1st voyage transporting enslaved people (1801–1803): Captain Thomas Sedgewick Royle sailed from Liverpool on 1 November 1801. In 1801, 147 vessels sailed from English ports, bound for Africa to acquire and transport enslaved people; 122 of these vessels sailed from Liverpool.

Aurora acquired captives at Calabar and on 11 October 1802 delivered about 300 to Saint Thomas. She left St Thomas on 1 January 1803, and arrived back at Liverpool on 3 March. She had left Liverpool with 32 crew members and suffered eight crew deaths on the voyage.

2nd voyage transporting enslaved people (1803–1804): Captain Thomas Chamley sailed from Liverpool on 28 April 1803. In 1803, 99 vessels sailed from English ports, bound for Africa to acquire and transport enslaved people; 83 of these vessels sailed from Liverpool.

Captain Thomas Chambey acquired a letter of marque on 2 July 1803. Aurora acquired captives on the African coast and arrived at Kingston, Jamaica, on 9 April 1804, where she landed 262 captives. She sailed from Kingston on 17 June, and arrived at Liverpool on 11 August. She had left with 31 crew members and she suffered eight crew deaths on her voyage.

3rd voyage transporting enslaved people (1804–1806): Captain Thomas Chamley, Jr. sailed from Liverpool 1 November 1804. In 1804, 147 vessels sailed from English ports, bound for Africa to acquire and transport enslaved people; 126 of these vessels sailed from Liverpool.

Aurora commenced acquiring captives at Calabar on 14 January 1805. Captain Chamley died on 20 July 1805; Captain William Gilbert replaced Chamley. Aurora arrived at Kingston on 15 August and there landed 219 captives. She left Kingston on 9 May 1806, and arrived back at Liverpool on 4 July. Aurora had left Liverpool with 49 crew members and she had suffered 14 crew deaths on the voyage.
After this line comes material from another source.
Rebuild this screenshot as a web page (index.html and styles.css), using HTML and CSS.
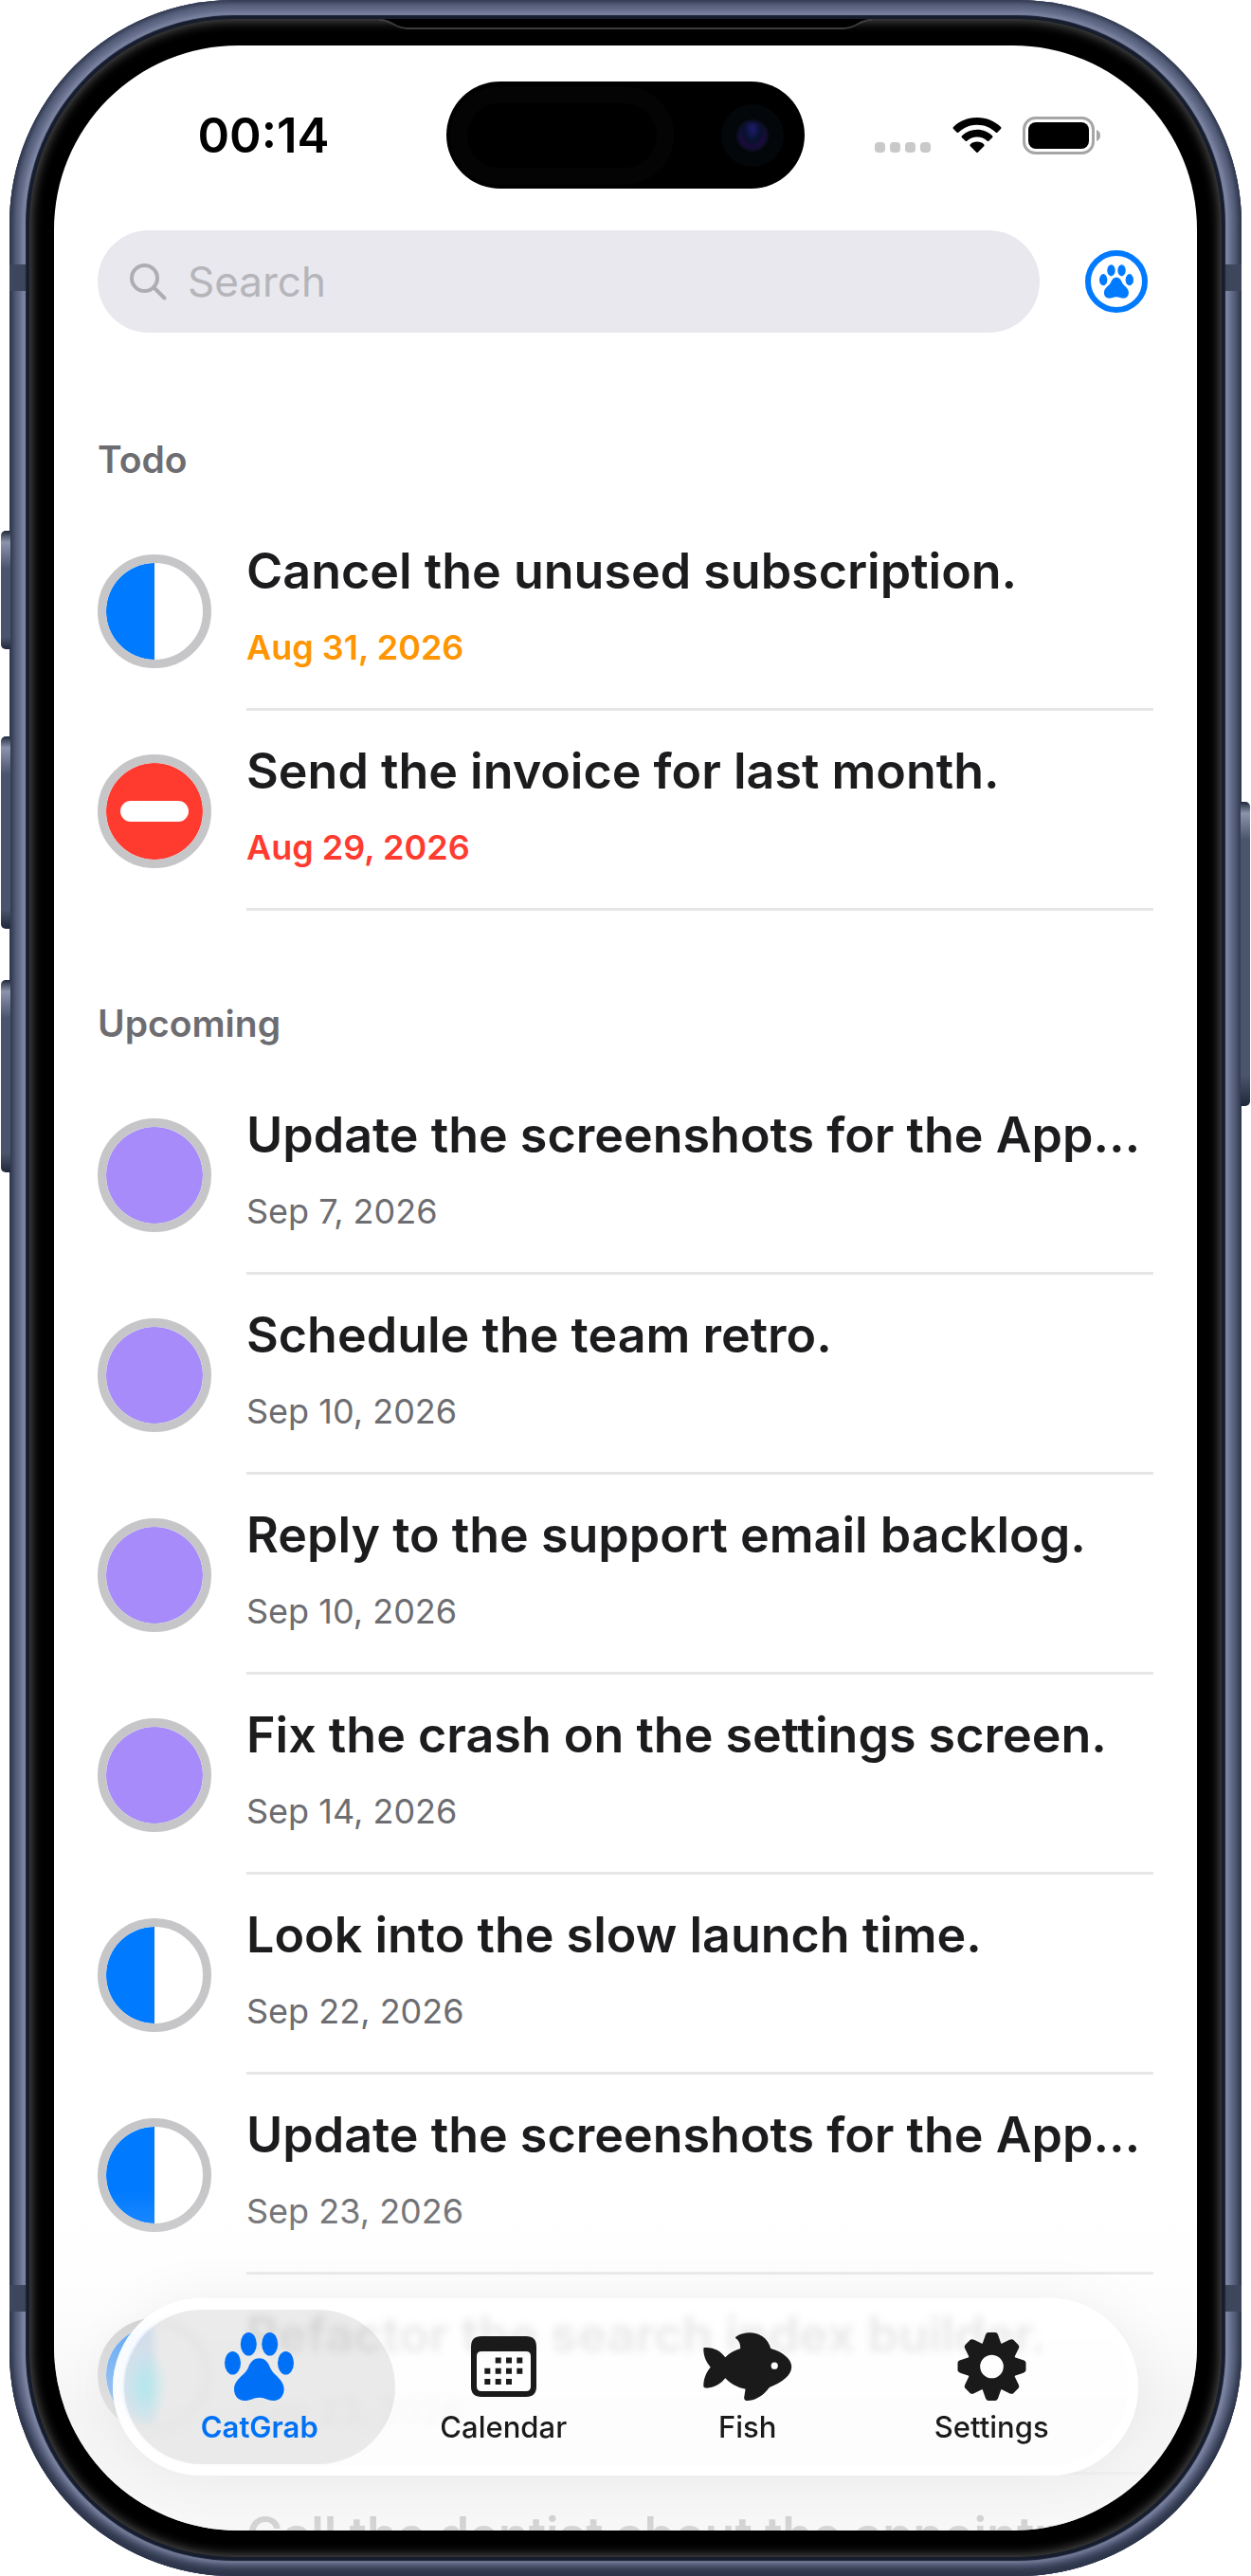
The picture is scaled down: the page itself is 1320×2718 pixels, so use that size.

4th voyage transporting enslaved people (1806–1808): Captain Vincent May sailed from Liverpool on 29 September 1806. Aurora acquired captives at Bonny and Calabar, and arrived at Kingston on 27 June 1807. There she landed 229 captives. She left Kingston on 27 November, and arrived back at Liverpool on 27 January 1808. She had left Liverpool with 55 crew members and she had suffered nine crew deaths on the voyage.

The Slave Trade Act 1807 had abolished the British slave trade but because Aurora had cleared to sail before 1 May 1807, this last voyage was legal.

On her return Aurora underwent a good repair in 1808 and then became a West Indiaman.

| Year | Master | Owner | Trade | Source |
|---|---|---|---|---|
| 1809 | W.Phipps J.Small | G.Case | Liverpool–Trinidad | LR; repairs 1806 |
| 1810 | J.Small T. Allen | G.Case | Liverpool–Norfolk | LR; repairs 1806 |
| 1815 | S.Stott | Ross & Co. | Liverpool–Bahia | LR; large repairs 1812 & 1814 |

On 18 February 1815 the American schooner privateer Fox, captured Aurora, Scott, master, but because Aurora was in ballast, released her. Aurora arrived at Barbados on the 22nd.

| Year | Master | Owner | Trade | Source |
|---|---|---|---|---|
| 1820 | S. Scott, T.Atherdon | Ross & Co. | Liverpool–New Brunswick | LR; large repairs 1812 & 1814, & good repairs 1819 |
| 1825 | H.Lewis | Ross & Co. | Liverpool–North Scotland | LR; repairs 1819 |
| 1830 | J.Henning | Buchanan | Liverpool–Sierra Leone | LR; good repairs 1829 & 1830 |

==Fate==
Aurora was last listed in LR in 1831 with J. Herring, master, and Buchanan, owner, but with no trade. She was last listed in 1833 in the Register of Shipping with stale data since 1830.